Article IX of the contracts of the Fenton Company with the State and with the town of Windham provides, in its first paragraph, the amount which is to be paid for the work and materials to be furnished under the contract; paragraph two provides that eighty-five per cent of the cost of labor and materials furnished shall be paid on the first of each month; paragraph three provides for the final payment. Paragraph four, under which the appellants make their claim, provides that if at any time there shall be evidence of any lien or claim for which, if established, the owners might become liable, and which is chargeable to the contractor, the owners shall have the right to retain out of any payment then due or thereafter to become due an amount sufficient to completely indemnify them against such lien or claim. The appellants claim that they relied upon this clause as assurance that they would be protected by the State against the contractor's default in paying its bills for material and labor. The court has found that the appellants did not rely upon this clause for security for their payment, and one at *13 least of the appellants asks for a correction of the finding. But as the construction which we place upon the contract renders it unimportant whether they so relied or not, we do not stop to discuss the correctness of the finding.
As a mechanic's lien, under our statute (§§ 4135-4138) cannot be established against land belonging to the State or to corporations or communities created by the State as governmental agencies for purely public purposes (like counties and towns), for services and materials furnished in constructing buildings thereon (National Fireproofing Co. v. Huntington,
The cases to which we have been referred by the appellants, Friedman v. County of Hampden, *15
We find no error in the court's ruling that the moneys retained by the State and the town under the contract were not impressed with a trust in favor of the appellants' claims.
Bailey's case, as appears above, differs from that of the other appellants. The receiver filed an application *16 to have a lien, which Bailey had placed upon the town records against the convent property of St. Joseph's Church Corporation, declared void. The Church Corporation, whose property is thus charged with a lien, was not cited in and was not before the court. The court sustained the application and held the lien to be void. It appears from the finding that Bailey had a contract with the Fenton Company to do the excavating and furnish sand and other material for the convent building which the Company was to build for the Church. He had partly performed his contract when the receiver was appointed, and performed the remainder after his appointment, the latter continuing the business of the Fenton Company in executing its contract with the Church, as he was authorized to do under his appointment by the court. The lien affects the property of the Church in which the receiver has no interest, as it does not appear that he or the Fenton Company have filed any lien against it. The receiver alleges that he is prevented by the lien from receiving what is due him as receiver from the Church. The Church doubtless refuses to pay until the matter of the lien is adjusted. But if the Church thus refuses to pay, the receiver can proceed by an action at law to collect anything which may be due from the Church, if, as he alleges, the lien is void. In such action Bailey could be brought in by proper pleadings, and the question of the validity of the lien could be determined, all parties in interest being before the court. But the receiver was not entitled to have the validity of the lien determined in a hearing to which the Church was not a party. The court had no jurisdiction to hear the matter until the Church was cited in. For the same reason this court has no jurisdiction of the matter.

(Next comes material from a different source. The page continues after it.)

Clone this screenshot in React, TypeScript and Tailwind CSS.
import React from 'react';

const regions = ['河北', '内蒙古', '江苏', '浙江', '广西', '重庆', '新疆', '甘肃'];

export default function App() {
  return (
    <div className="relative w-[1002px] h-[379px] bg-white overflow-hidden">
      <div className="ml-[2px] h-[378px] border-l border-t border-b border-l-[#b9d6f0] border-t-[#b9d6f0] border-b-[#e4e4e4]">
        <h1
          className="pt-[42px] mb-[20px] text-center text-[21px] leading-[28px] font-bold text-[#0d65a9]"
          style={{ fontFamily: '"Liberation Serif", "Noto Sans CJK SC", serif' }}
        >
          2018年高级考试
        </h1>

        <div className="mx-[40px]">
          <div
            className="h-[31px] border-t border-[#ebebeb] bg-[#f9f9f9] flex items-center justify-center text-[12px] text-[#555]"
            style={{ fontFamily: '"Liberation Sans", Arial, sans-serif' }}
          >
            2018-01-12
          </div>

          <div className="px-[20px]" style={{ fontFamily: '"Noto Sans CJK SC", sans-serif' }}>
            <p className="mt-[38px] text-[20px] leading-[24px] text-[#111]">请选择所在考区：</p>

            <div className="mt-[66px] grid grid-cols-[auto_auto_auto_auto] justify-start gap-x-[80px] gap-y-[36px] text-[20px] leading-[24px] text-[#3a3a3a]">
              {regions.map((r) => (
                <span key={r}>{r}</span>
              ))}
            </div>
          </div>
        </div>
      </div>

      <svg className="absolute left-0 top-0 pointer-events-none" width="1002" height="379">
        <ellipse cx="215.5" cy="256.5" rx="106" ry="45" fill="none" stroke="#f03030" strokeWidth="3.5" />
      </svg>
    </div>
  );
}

But it may advance the settlement of the affairs of the Fenton Company if we say that upon the facts *17
which have been established upon the hearing which has been had it does not appear that Bailey's lien is void. We know of no reason why the receiver might not file a lien to secure himself for materials and labor furnished in carrying out the Fenton Company's contract. In case there were other creditors liable to attach or otherwise obtain a preference, it might be his duty to do so. If the receiver could file a lien, Bailey, the subcontractor, could undoubtedly file one to secure him for so much of his claim as is for labor and materials furnished after the receiver's appointment. We think, also, that he could include in his lien the amount furnished prior to the receiver's appointment. All that he furnished upon the job was done under a single contract made with him by the Fenton Company but continued by the receiver, who was winding up its affairs. The receiver was not a new, original contractor with the Church Corporation, or with Bailey. He was merely an officer of the court authorized to carry out the Fenton Company's contracts with the Church and with Bailey, their subcontractor. When Bailey filed his lien he correctly stated the time when he began to furnish materials and labor under the contract, and when he ceased to furnish them. We think that he was not obliged to file a separate lien for the part furnished prior to the receivership, but that he was entitled to file a lien for his entire claim within sixty days after he completed furnishing labor and materials under the contract. In Fitch v. Baker,
There is no error in the judgment upon the application relating to the claims of the Berlin Construction Company, Hillhouse Taylor, and Moriarty Rafferty, and that judgment is sustained. There is error in the judgment upon the application of Casper K. Bailey, and for the reasons given it is set aside.
In this opinion the other judges concurred.